“Veronica Mars” (2004-07) for a dose of noir
7 May 2012
She used to be friends with them, a long time ago, but they hardly think of her lately except to hurl a couple of those old accusations at her. It all fell apart when Veronica Mars’ best friend was murdered. Not long after, Veronica lost her place among the anointed super-rich of Neptune and she went back to being just another lower-middle-class kid – one of many who live in the shadow of (or who provide services to) those extravagantly arrogant one-percenters.

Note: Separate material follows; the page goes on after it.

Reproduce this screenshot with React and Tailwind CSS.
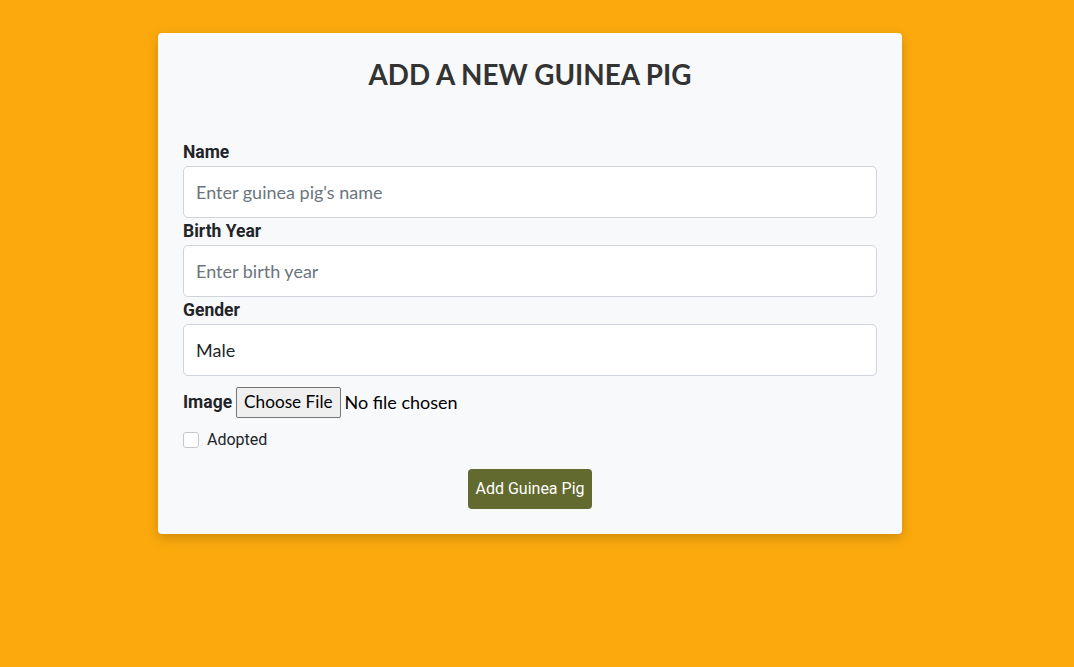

The fact that she’s had a foot on either side of that fence makes her the perfect observer of both worlds. Veronica is cynical, sure, but she’s still capable of being shocked by the depths of sordid ugliness she witnesses in her crepuscular investigations. Moving back and forth between those different worlds of social rank – and between the brilliant SoCal daylight and its nighttime neon crappiness — makes her a liminal figure, prickly and slightly nostalgic about the naïf she used to be, about the love she used to feel for her lock-jawed, troubled ex-boyfriend, Duncan Kane, and her murdered best friend (Duncan’s sister) Lilly.
What’s not to love about Veronica Mars, at least seasons 1 and 2? Its skewering of the 1%, the diminutive Kristen Bell in the lead role (and the excellent Enrico Colantoni as her gumshoe father, an actor who raises the quality of every scene), the wisecracking dialogue. But what I love best is the cross-cutting of genres between film noir with the high school teen dramedy. Veronica is a modern-day Sam Spade/ Philip Marlowe, whose hard nose is pretty hard, yet still allows for a few sensitive spots where she can still be offended, hurt, disgusted, or maybe swept off her feet. (I maintain that Rian Johnson’s Brick, which won the Special Jury Prize for Originality of Vision at the 2005 Sundance Film Festival, must’ve been indebted to Veronica Mars as an influence.)
It’s those California noir night scenes I love best – the ones in which she sits in her crappy car on a stakeout, or in her father’s private detective office with the glow of a computer screen. The cinematographer never missed an opportunity to give us more of that vivid noir texture: the nighttime ripples of an apartment-building swimming pool, the shadows and grime of the Camelot Motel under the harsh glow of streetlights. Those places where she’s alone and lets the melancholy move in, like coastal fog. Where she’s not performing those publicly-acceptable versions of herself. Where she’s allowed to think.
It’s such a good emotional escape — to hunt down one or two of those episodes at TheWB.com (despite all the ads; sorry ’bout that) and let yourself dive in. It’s a kind of noir you don’t get to see enough of, and which hits a wide range of pleasure centers. Why don’t any other teen shows opt for noir rather than melodrama?